De acordo com o coordenador do projeto, cerca de uma centena de alunos que passaram pela Oficina de Choro se tornaram músicos profissionais. Alguns, inclusive, com projeção nacional, como o bandolinista Luiz Barcelos, que toca com a sambista Roberta Sá, e Pedro Franco, que já se apresentou com Maria Bethânia, por exemplo, tocando violão e bandolim.

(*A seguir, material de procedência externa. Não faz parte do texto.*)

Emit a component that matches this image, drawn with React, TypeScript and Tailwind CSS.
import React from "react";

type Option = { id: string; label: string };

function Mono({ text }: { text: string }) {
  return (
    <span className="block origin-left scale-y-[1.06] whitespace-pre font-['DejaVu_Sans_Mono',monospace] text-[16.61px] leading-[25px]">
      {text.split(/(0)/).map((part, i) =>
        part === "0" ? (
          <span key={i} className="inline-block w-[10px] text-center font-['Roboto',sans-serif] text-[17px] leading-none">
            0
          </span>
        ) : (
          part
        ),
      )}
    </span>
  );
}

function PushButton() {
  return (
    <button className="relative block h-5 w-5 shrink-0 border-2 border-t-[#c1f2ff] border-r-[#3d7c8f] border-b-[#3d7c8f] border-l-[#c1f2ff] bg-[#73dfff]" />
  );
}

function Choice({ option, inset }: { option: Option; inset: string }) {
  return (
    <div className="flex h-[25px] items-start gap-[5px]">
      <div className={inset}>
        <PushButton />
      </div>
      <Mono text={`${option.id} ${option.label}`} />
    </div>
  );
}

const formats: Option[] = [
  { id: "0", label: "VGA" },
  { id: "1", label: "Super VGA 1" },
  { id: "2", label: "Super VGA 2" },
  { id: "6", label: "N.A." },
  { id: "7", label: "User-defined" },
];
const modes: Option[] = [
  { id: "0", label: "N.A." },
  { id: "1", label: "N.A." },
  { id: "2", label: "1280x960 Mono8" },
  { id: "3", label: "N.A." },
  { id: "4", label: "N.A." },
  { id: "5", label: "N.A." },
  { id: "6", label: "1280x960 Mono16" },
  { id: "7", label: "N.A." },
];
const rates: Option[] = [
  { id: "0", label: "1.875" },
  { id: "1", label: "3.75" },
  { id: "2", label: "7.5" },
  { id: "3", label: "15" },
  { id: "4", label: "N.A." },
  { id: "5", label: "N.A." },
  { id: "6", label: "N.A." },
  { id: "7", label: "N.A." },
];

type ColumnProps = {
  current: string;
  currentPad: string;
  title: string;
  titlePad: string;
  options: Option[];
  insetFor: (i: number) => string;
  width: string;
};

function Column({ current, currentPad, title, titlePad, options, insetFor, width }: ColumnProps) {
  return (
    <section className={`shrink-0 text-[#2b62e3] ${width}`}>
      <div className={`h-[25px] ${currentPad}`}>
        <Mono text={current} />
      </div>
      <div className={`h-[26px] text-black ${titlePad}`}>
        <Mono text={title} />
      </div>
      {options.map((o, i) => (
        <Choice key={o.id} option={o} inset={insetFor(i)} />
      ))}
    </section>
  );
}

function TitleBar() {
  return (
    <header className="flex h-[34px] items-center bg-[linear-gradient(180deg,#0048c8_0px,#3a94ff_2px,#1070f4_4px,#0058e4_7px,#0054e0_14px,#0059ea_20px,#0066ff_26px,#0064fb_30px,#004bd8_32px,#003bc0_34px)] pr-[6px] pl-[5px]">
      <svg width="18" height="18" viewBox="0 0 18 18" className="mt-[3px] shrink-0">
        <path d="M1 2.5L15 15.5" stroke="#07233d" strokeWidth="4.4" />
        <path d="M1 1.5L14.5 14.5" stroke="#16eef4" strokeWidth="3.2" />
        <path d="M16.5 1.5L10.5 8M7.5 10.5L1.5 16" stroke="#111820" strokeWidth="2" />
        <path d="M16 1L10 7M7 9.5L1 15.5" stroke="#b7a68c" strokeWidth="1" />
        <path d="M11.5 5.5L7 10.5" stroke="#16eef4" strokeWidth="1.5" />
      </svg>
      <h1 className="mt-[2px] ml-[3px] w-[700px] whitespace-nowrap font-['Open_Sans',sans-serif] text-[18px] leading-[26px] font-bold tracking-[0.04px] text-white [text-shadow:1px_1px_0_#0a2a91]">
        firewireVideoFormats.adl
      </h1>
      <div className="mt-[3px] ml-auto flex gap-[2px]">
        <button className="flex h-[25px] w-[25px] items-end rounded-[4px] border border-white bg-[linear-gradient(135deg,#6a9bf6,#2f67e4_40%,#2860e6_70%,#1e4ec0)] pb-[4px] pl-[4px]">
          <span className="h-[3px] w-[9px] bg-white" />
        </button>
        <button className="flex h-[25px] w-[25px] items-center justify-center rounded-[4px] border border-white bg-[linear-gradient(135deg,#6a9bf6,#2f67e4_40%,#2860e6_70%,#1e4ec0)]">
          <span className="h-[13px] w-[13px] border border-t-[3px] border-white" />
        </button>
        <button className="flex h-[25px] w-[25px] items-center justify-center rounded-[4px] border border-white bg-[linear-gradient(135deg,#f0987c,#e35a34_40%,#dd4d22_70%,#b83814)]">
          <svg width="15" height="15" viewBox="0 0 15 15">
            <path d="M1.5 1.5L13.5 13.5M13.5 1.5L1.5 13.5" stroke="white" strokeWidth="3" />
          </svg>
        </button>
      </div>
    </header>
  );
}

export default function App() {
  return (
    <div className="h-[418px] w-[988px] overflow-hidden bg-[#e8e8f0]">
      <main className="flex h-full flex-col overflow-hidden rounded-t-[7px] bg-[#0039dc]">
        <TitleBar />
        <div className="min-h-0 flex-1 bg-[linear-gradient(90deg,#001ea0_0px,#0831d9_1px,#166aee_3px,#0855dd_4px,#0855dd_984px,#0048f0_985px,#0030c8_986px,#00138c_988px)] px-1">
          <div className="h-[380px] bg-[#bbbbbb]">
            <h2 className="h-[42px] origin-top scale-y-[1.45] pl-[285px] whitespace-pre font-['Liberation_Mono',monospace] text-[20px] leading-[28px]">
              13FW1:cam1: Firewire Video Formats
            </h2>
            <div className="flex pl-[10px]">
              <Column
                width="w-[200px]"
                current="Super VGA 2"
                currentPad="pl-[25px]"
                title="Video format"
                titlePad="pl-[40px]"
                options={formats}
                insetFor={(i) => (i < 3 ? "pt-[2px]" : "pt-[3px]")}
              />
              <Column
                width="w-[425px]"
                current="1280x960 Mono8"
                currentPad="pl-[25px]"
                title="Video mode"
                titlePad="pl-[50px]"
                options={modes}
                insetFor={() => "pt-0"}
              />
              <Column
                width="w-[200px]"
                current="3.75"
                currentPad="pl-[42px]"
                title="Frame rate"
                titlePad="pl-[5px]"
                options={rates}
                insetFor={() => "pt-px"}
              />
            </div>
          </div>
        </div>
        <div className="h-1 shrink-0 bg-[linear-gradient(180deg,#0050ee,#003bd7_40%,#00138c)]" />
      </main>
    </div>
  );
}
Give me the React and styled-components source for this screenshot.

— Eu vejo hoje como o melhor momento do choro, sem dúvida. Em termos de números e, sobretudo, de revalorização das culturas populares, de um olhar novo sobre o país que estamos vendo acontecer. Acho que o choro é uma música-símbolo para este momento, trazendo essa teia de elementos que representam a diversidade — destaca Mathias.
Ele continua:
— Temos, hoje, uma cena dinâmica, que está viva e com muita variedade. Raramente, em outros gêneros, vamos ver um senhor de 80 anos tocando junto com um moleque de 10 anos, que nem a gente no choro. Isso é bem comum, um ambiente que tem muito essa mistura geracional.
Assim, o Clube e a Oficina integram uma resistência que também conta com nomes como o dos músicos Elias Barboza, Paulinho Parada (estudioso da obra de Plauto Cruz) e Lucian Krolow, e lugares como o bar Parangolé.
André Rocha complementa afirmando que a cena se mantém firme, principalmente, pelo "amor à camiseta", relembrando que o Clube do Choro já tocou para grandes plateias e também para "meia dúzia de pessoas". Mesmo assim, seguem lá, com o mesmo entusiasmo, mantendo a missão de não deixar o choro morrer.
— O Jessé Silva sempre falava que o choro vai para a UTI, mas nunca morre. O choro é imortal — finaliza André.